Pull out every line with the word "this".

* Given data *
....

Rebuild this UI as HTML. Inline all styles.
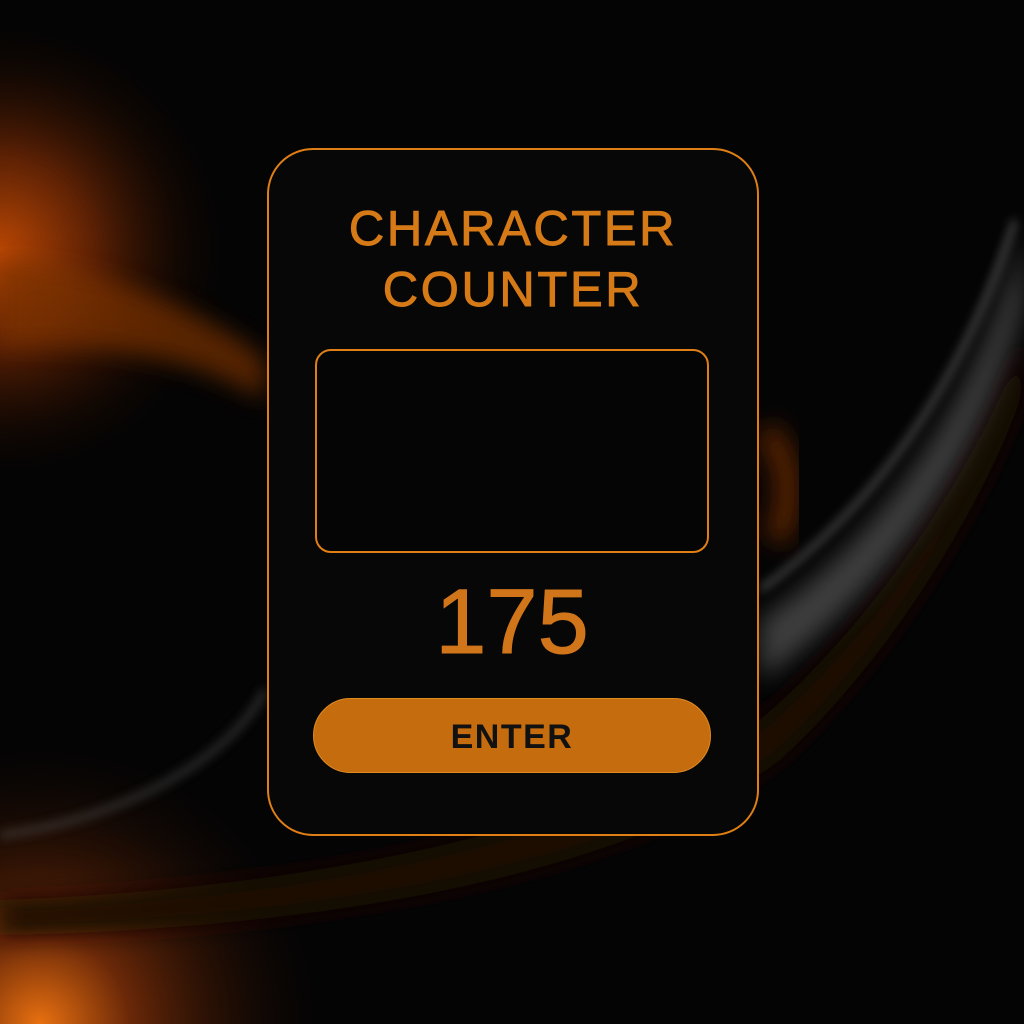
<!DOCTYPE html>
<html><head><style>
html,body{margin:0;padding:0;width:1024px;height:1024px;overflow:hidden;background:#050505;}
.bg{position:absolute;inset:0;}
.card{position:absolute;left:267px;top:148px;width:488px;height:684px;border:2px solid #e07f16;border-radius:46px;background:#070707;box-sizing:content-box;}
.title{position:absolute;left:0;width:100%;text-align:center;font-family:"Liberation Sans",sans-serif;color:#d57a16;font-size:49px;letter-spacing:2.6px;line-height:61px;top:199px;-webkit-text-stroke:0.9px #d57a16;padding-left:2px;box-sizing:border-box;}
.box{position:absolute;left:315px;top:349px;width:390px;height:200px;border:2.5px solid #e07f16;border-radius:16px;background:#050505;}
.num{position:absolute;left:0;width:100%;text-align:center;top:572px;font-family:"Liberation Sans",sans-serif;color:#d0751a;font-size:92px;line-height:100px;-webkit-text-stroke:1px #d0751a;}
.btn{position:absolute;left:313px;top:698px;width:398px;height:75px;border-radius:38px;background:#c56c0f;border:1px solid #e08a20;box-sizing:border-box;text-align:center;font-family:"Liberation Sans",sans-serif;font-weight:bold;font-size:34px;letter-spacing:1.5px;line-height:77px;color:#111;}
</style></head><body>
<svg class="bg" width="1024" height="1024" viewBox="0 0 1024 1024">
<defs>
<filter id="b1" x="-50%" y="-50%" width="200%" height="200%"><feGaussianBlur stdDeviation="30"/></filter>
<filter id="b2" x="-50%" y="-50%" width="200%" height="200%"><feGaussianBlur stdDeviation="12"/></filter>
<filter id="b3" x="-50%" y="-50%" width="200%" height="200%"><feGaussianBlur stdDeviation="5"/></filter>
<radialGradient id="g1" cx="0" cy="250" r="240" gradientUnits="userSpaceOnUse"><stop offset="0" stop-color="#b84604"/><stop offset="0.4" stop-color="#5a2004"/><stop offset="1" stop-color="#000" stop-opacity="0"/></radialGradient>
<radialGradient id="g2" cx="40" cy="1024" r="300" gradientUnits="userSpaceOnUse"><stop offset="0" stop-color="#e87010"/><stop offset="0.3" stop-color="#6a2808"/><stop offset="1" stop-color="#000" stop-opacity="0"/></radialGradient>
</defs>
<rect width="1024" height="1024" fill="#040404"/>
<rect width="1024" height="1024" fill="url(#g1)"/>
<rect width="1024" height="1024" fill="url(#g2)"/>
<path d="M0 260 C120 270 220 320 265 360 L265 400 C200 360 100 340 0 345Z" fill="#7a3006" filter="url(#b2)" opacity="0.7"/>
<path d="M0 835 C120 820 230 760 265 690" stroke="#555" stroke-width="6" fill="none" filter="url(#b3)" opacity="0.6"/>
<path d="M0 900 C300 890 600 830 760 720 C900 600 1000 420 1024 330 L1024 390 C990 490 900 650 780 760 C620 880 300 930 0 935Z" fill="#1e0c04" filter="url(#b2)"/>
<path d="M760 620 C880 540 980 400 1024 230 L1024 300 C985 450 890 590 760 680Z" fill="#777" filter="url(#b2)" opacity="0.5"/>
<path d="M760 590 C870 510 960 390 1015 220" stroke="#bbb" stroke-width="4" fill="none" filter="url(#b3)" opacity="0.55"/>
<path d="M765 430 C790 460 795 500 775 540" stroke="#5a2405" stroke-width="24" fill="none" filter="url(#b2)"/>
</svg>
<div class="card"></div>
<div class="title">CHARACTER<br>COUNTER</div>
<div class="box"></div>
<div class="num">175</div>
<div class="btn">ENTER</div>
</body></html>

....

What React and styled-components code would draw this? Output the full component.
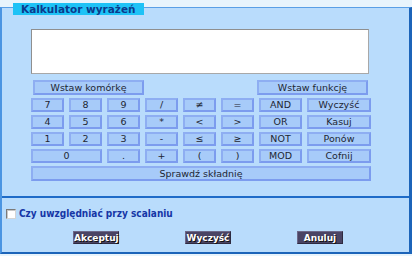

....

* The reply *
Rebuild this UI as HTML. Inline all styles.
What React and styled-components code would draw this? Output the full component.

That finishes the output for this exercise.